━━ Data shown ━━

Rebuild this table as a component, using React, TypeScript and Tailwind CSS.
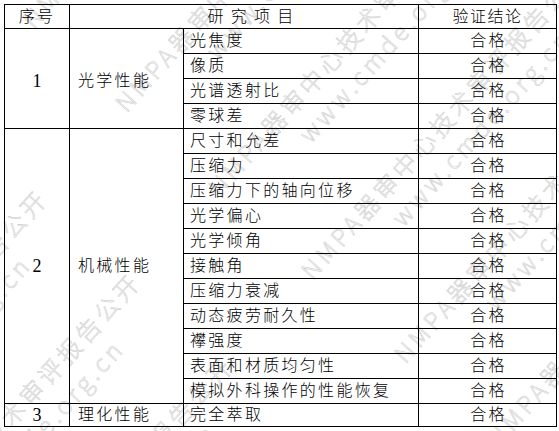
import type { ReactNode } from 'react'

const WM_TEXT = 'NMPA器审中心技术审评报告公开'
const WM_URL = 'www.cmde.org.cn'

type Group = {
  no: string
  category: string
  items: string[]
  top?: boolean
}

const groups: Group[] = [
  { no: '1', category: '光学性能', items: ['光焦度', '像质', '光谱透射比', '零球差'], top: true },
  {
    no: '2',
    category: '机械性能',
    items: [
      '尺寸和允差',
      '压缩力',
      '压缩力下的轴向位移',
      '光学偏心',
      '光学倾角',
      '接触角',
      '压缩力衰减',
      '动态疲劳耐久性',
      '襻强度',
      '表面和材质均匀性',
      '模拟外科操作的性能恢复',
    ],
  },
  { no: '3', category: '理化性能', items: ['完全萃取'] },
]

// diagonal watermark, tiled along and across the text direction
function Watermark() {
  const blocks = Array.from({ length: 7 })
  return (
    <div className="pointer-events-none absolute inset-0 overflow-hidden">
      <div className="absolute left-[-401px] top-[446px] w-[1800px] origin-top-left rotate-[-48deg] pt-[23px] font-['Noto_Sans_CJK_SC',sans-serif] text-[24px] font-light leading-6 tracking-[4px] text-[#f5f5f5] [-webkit-text-stroke:0.5px_#cdcdcd]">
        {blocks.map((_, i) => (
          <div key={i} className="flex h-[125px] flex-col gap-[8px]">
            <div className="flex pl-[70px]">
              {[0, 1, 2].map(j => (
                <span key={j} className="w-[530px] shrink-0 whitespace-nowrap">{WM_TEXT}</span>
              ))}
            </div>
            <div className="flex pl-[170px]">
              {[0, 1, 2].map(j => (
                <span key={j} className="w-[530px] shrink-0 whitespace-nowrap">{WM_URL}</span>
              ))}
            </div>
          </div>
        ))}
      </div>
    </div>
  )
}

function Cell({ children, className = '', ...rest }: { children: ReactNode; className?: string; rowSpan?: number; colSpan?: number }) {
  return (
    <td className={`border border-black p-0 align-middle ${className}`} {...rest}>
      {children}
    </td>
  )
}

export default function App() {
  return (
    <div className="relative h-[431px] w-[559px] overflow-hidden bg-white">
      <Watermark />

      <div className="relative z-10 pl-[4px] pt-[4px]">
        <table className="w-[552px] table-fixed border-collapse font-['Liberation_Serif','Noto_Sans_CJK_SC',serif] text-[16px] font-light leading-none text-black">
          <colgroup>
            <col className="w-[65px]" />
            <col className="w-[114px]" />
            <col className="w-[235px]" />
            <col className="w-[138px]" />
          </colgroup>
          <thead>
            <tr className="h-[24px]">
              <Cell className="text-center tracking-[2.3px]">序号</Cell>
              <Cell colSpan={2} className="pl-[20px] text-center tracking-[7.3px]">研究项目</Cell>
              <Cell className="text-center tracking-[1.5px]">验证结论</Cell>
            </tr>
          </thead>
          <tbody>
            {groups.map(g =>
              g.items.map((item, i) => (
                <tr key={item} className={g.no === '3' ? 'h-[23px]' : 'h-[25px]'}>
                  {i === 0 && (
                    <>
                      <Cell rowSpan={g.items.length} className={`text-center text-[18px] font-normal ${g.top ? 'pt-[4px]' : ''}`}>
                        {g.no}
                      </Cell>
                      <Cell rowSpan={g.items.length} className={`pl-[8px] tracking-[2.3px] ${g.top ? 'pt-[4px]' : ''}`}>
                        {g.category}
                      </Cell>
                    </>
                  )}
                  <Cell className="whitespace-nowrap pl-[6px] tracking-[2.3px]">{item}</Cell>
                  <Cell className="pl-[2px] text-center tracking-[2.3px]">合格</Cell>
                </tr>
              )),
            )}
          </tbody>
        </table>
      </div>
    </div>
  )
}
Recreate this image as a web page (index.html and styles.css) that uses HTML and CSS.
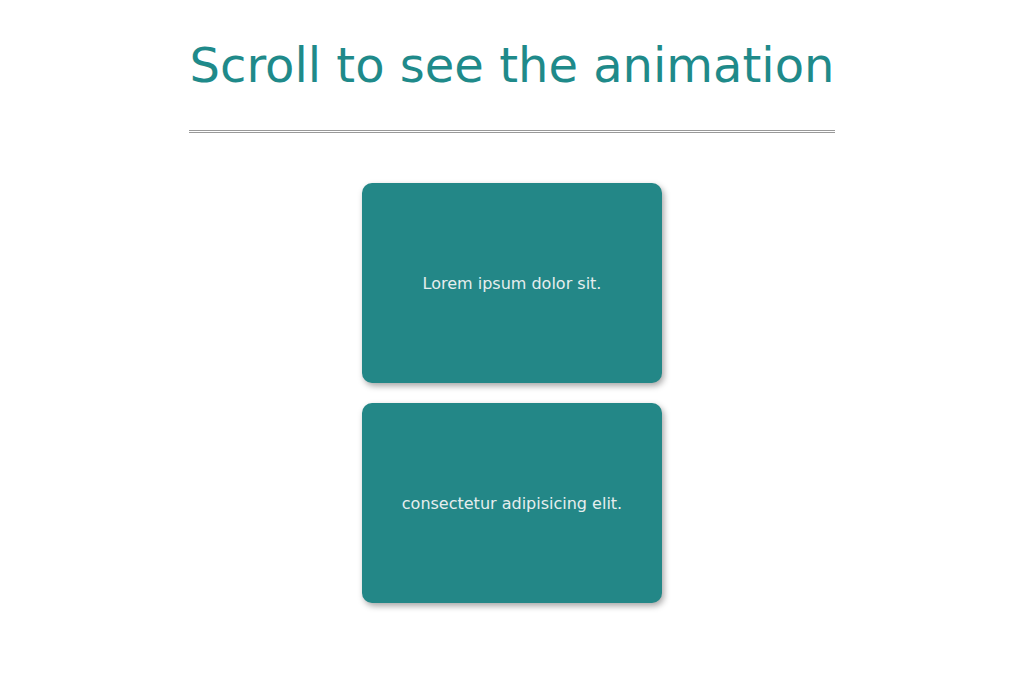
FILE: index.html
```html
<!DOCTYPE html>
<html>
<head>
<meta charset="utf-8">
<link rel="stylesheet" href="styles.css">
</head>
<body>
<div class="page">
  <h1 class="title">Scroll to see the animation</h1>
  <hr class="divider">
  <div class="cards">
    <div class="card">Lorem ipsum dolor sit.</div>
    <div class="card">consectetur adipisicing elit.</div>
  </div>
</div>
</body>
</html>
```
FILE: styles.css
```css
html, body {
  margin: 0;
  padding: 0;
  background: #ffffff;
  font-family: "DejaVu Sans", sans-serif;
}
.page {
  width: 646px;
  margin: 0 auto;
  padding-bottom: 60px;
  display: flex;
  flex-direction: column;
  align-items: center;
}
.title {
  margin: 36px 0 0 0;
  font-size: 48px;
  font-weight: normal;
  line-height: 58px;
  color: #1f8a8a;
  text-align: center;
}
.divider {
  width: 100%;
  box-sizing: content-box;
  margin: 36px 0 0 0;
  height: 1px;
  border: none;
  border-top: 1px solid #999999;
  border-bottom: 1px solid #999999;
}
.cards {
  margin-top: 50px;
  display: flex;
  flex-direction: column;
  gap: 20px;
}
.card {
  width: 300px;
  height: 200px;
  background: #238787;
  border-radius: 10px;
  box-shadow: 2px 3px 6px rgba(0, 0, 0, 0.35);
  color: #e6eeee;
  font-size: 16px;
  display: flex;
  align-items: center;
  justify-content: center;
}
```
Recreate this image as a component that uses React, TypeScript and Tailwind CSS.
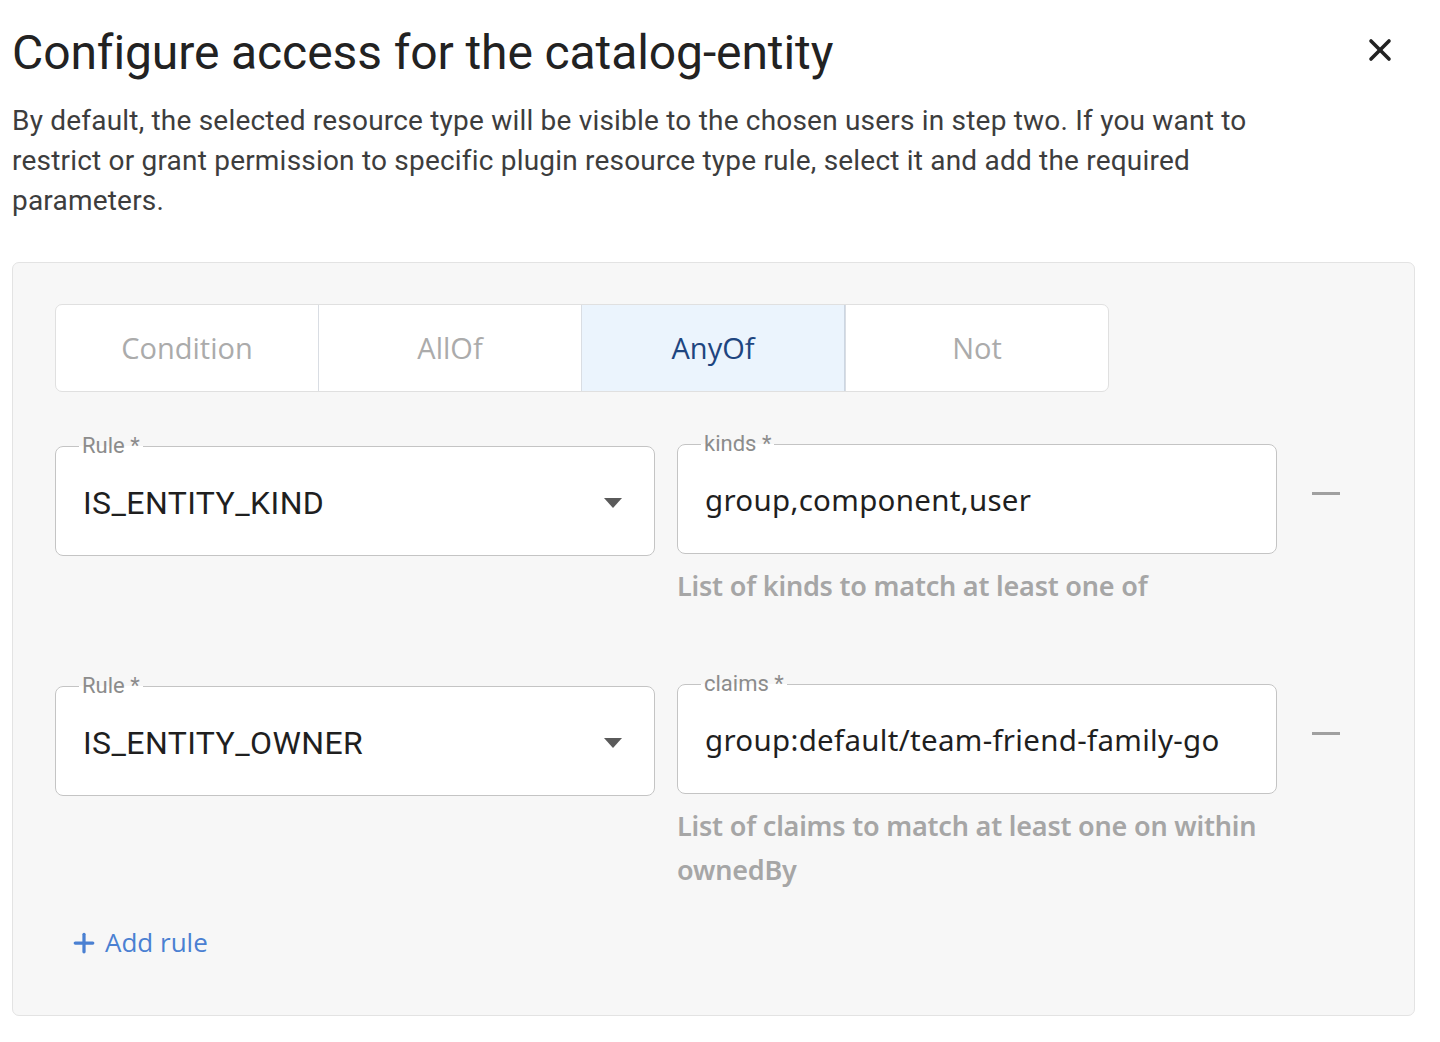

━━━

#### [Problem]
Quote the data above in full, leaving out the pictures it holds.

#### [Answer to this task]
Rebuild this table as a component, using React, TypeScript and Tailwind CSS.
import type { ReactNode } from 'react'

const WM_TEXT = 'NMPA器审中心技术审评报告公开'
const WM_URL = 'www.cmde.org.cn'

type Group = {
  no: string
  category: string
  items: string[]
  top?: boolean
}

const groups: Group[] = [
  { no: '1', category: '光学性能', items: ['光焦度', '像质', '光谱透射比', '零球差'], top: true },
  {
    no: '2',
    category: '机械性能',
    items: [
      '尺寸和允差',
      '压缩力',
      '压缩力下的轴向位移',
      '光学偏心',
      '光学倾角',
      '接触角',
      '压缩力衰减',
      '动态疲劳耐久性',
      '襻强度',
      '表面和材质均匀性',
      '模拟外科操作的性能恢复',
    ],
  },
  { no: '3', category: '理化性能', items: ['完全萃取'] },
]

// diagonal watermark, tiled along and across the text direction
function Watermark() {
  const blocks = Array.from({ length: 7 })
  return (
    <div className="pointer-events-none absolute inset-0 overflow-hidden">
      <div className="absolute left-[-401px] top-[446px] w-[1800px] origin-top-left rotate-[-48deg] pt-[23px] font-['Noto_Sans_CJK_SC',sans-serif] text-[24px] font-light leading-6 tracking-[4px] text-[#f5f5f5] [-webkit-text-stroke:0.5px_#cdcdcd]">
        {blocks.map((_, i) => (
          <div key={i} className="flex h-[125px] flex-col gap-[8px]">
            <div className="flex pl-[70px]">
              {[0, 1, 2].map(j => (
                <span key={j} className="w-[530px] shrink-0 whitespace-nowrap">{WM_TEXT}</span>
              ))}
            </div>
            <div className="flex pl-[170px]">
              {[0, 1, 2].map(j => (
                <span key={j} className="w-[530px] shrink-0 whitespace-nowrap">{WM_URL}</span>
              ))}
            </div>
          </div>
        ))}
      </div>
    </div>
  )
}

function Cell({ children, className = '', ...rest }: { children: ReactNode; className?: string; rowSpan?: number; colSpan?: number }) {
  return (
    <td className={`border border-black p-0 align-middle ${className}`} {...rest}>
      {children}
    </td>
  )
}

export default function App() {
  return (
    <div className="relative h-[431px] w-[559px] overflow-hidden bg-white">
      <Watermark />

      <div className="relative z-10 pl-[4px] pt-[4px]">
        <table className="w-[552px] table-fixed border-collapse font-['Liberation_Serif','Noto_Sans_CJK_SC',serif] text-[16px] font-light leading-none text-black">
          <colgroup>
            <col className="w-[65px]" />
            <col className="w-[114px]" />
            <col className="w-[235px]" />
            <col className="w-[138px]" />
          </colgroup>
          <thead>
            <tr className="h-[24px]">
              <Cell className="text-center tracking-[2.3px]">序号</Cell>
              <Cell colSpan={2} className="pl-[20px] text-center tracking-[7.3px]">研究项目</Cell>
              <Cell className="text-center tracking-[1.5px]">验证结论</Cell>
            </tr>
          </thead>
          <tbody>
            {groups.map(g =>
              g.items.map((item, i) => (
                <tr key={item} className={g.no === '3' ? 'h-[23px]' : 'h-[25px]'}>
                  {i === 0 && (
                    <>
                      <Cell rowSpan={g.items.length} className={`text-center text-[18px] font-normal ${g.top ? 'pt-[4px]' : ''}`}>
                        {g.no}
                      </Cell>
                      <Cell rowSpan={g.items.length} className={`pl-[8px] tracking-[2.3px] ${g.top ? 'pt-[4px]' : ''}`}>
                        {g.category}
                      </Cell>
                    </>
                  )}
                  <Cell className="whitespace-nowrap pl-[6px] tracking-[2.3px]">{item}</Cell>
                  <Cell className="pl-[2px] text-center tracking-[2.3px]">合格</Cell>
                </tr>
              )),
            )}
          </tbody>
        </table>
      </div>
    </div>
  )
}
Recreate this image as a web page (index.html and styles.css) that uses HTML and CSS.
FILE: index.html
```html
<!DOCTYPE html>
<html>
<head>
<meta charset="utf-8">
<link rel="stylesheet" href="styles.css">
</head>
<body>
<div class="page">
  <h1 class="title">Scroll to see the animation</h1>
  <hr class="divider">
  <div class="cards">
    <div class="card">Lorem ipsum dolor sit.</div>
    <div class="card">consectetur adipisicing elit.</div>
  </div>
</div>
</body>
</html>
```
FILE: styles.css
```css
html, body {
  margin: 0;
  padding: 0;
  background: #ffffff;
  font-family: "DejaVu Sans", sans-serif;
}
.page {
  width: 646px;
  margin: 0 auto;
  padding-bottom: 60px;
  display: flex;
  flex-direction: column;
  align-items: center;
}
.title {
  margin: 36px 0 0 0;
  font-size: 48px;
  font-weight: normal;
  line-height: 58px;
  color: #1f8a8a;
  text-align: center;
}
.divider {
  width: 100%;
  box-sizing: content-box;
  margin: 36px 0 0 0;
  height: 1px;
  border: none;
  border-top: 1px solid #999999;
  border-bottom: 1px solid #999999;
}
.cards {
  margin-top: 50px;
  display: flex;
  flex-direction: column;
  gap: 20px;
}
.card {
  width: 300px;
  height: 200px;
  background: #238787;
  border-radius: 10px;
  box-shadow: 2px 3px 6px rgba(0, 0, 0, 0.35);
  color: #e6eeee;
  font-size: 16px;
  display: flex;
  align-items: center;
  justify-content: center;
}
```
Recreate this image as a component that uses React, TypeScript and Tailwind CSS.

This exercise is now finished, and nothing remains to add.